Krishnamurti Early Writings | Ommen, Holland 1926

What is the Kingdom of Happiness, where does it exist and how can we attain it? What does it mean, and in what manner can we conquer it? By what thoughts and by what feelings, by what control and by what steady straining, shall we attain that perfection of eternal Happiness, and enter that garden where there are many shadows that give peace, where there is beauty, tranquility, where there is destruction of the separate self?

I want from the very outset to say that I speak in all humility, though I may perhaps use strong phrases, that I do not want you to obey blindly or listen without thought, that I speak in the sincerity which I feel and that you must listen likewise if you would properly understand. It is, as it were, that I am looking through a larger opening at the same sky that is seen by each one of you. You are perhaps looking through a smaller opening and perceiving only a part of the firmament, while perhaps I may be looking through a wider window which shows me the beauty and glory of that sky. In all friendship, in all sincerity, I invite you to my window and I ask you to quit your small opening, to come to my window and look through a bigger opening at a more beautiful view. In that spirit only do I speak.

I would ask you to look at it, not emotionally, not sentimentally, not mesmerised by words, but with your minds, not to be carried away by mass hypnotism, not to act as one of the crowd, but to use your minds individually and think the problem out for yourselves. Where there are large crowds gathered, we find people all thinking alike; when their feelings are stirred, they are apt to be forced along a particular line laid down by the speaker who is for the moment on the platform. You will be doing a great injury, a great injustice, to yourselves if you do that. If you are carried along by the mass you will fail to understand even that which is very simple.

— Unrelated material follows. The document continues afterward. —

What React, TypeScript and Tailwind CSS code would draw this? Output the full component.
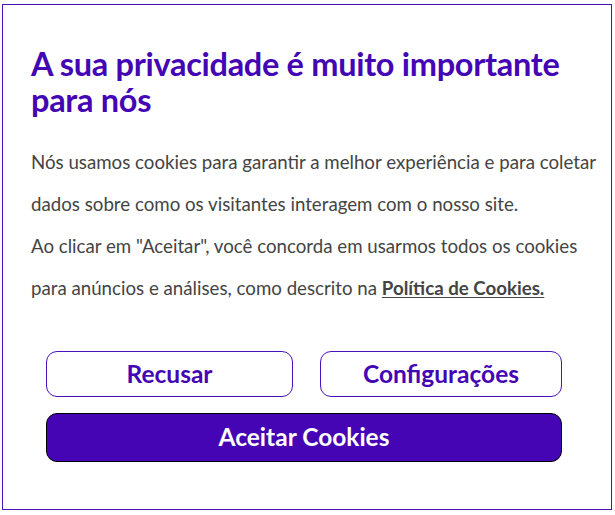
import React from "react";

const PURPLE = "text-[#4406b4]";

export default function App() {
  return (
    <div className="w-[615px] h-[515px] bg-white pt-[4px] pl-[2px]" style={{ fontFamily: "Lato, 'Open Sans', sans-serif" }}>
      <div className="w-[610px] h-[506px] border border-[#4a12b8] bg-white px-[28px] pt-[41px]">
        <h1 className={`text-[32.5px] leading-[36px] font-bold ${PURPLE} tracking-[-0.3px]`}>
          A sua privacidade é muito importante para nós
        </h1>
        <div className="mt-[23px] text-[18.7px] leading-[42px] text-[#444444] whitespace-nowrap">
          <p>
            Nós usamos cookies para garantir a melhor experiência e para coletar
            <br />
            dados sobre como os visitantes interagem com o nosso site.
          </p>
          <p>
            Ao clicar em "Aceitar", você concorda em usarmos todos os cookies
            <br />
            para anúncios e análises, como descrito na{" "}
            <a href="#" className="font-bold underline underline-offset-2">Política de Cookies.</a>
          </p>
        </div>
        <div className="mt-[42px] pl-[15px] pr-[21px] flex flex-col gap-[16px]">
          <div className="flex gap-[27px]">
            <button type="button" className={`w-[247px] h-[46px] rounded-[11px] border border-[#4a12b8] bg-white text-[24.5px] font-bold ${PURPLE}`}>
              Recusar
            </button>
            <button type="button" className={`flex-1 h-[46px] rounded-[11px] border border-[#4a12b8] bg-white text-[24.5px] font-bold ${PURPLE}`}>
              Configurações
            </button>
          </div>
          <button type="button" className="w-full h-[49px] rounded-[11px] border border-black bg-[#4505b4] text-[24.5px] font-bold text-white">
            Aceitar Cookies
          </button>
        </div>
      </div>
    </div>
  );
}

The mind is the true ruler, the true helper, the true guide; but the mind is also the destroyer, if misused. The mind, when properly used, should be the guiding force for the majority of us. Though we may not be intellectual giants, we have ordinary intelligence, ordinary perception and the power to balance things. When you use the mind in this manner, you have a tremendous helper, a great power to build, to create. It gives power to direct, to control, as do the reins of a fast-running horse; and for this reason you must use your mind and not be merely emotional, if you would understand the subject that I want to put before you.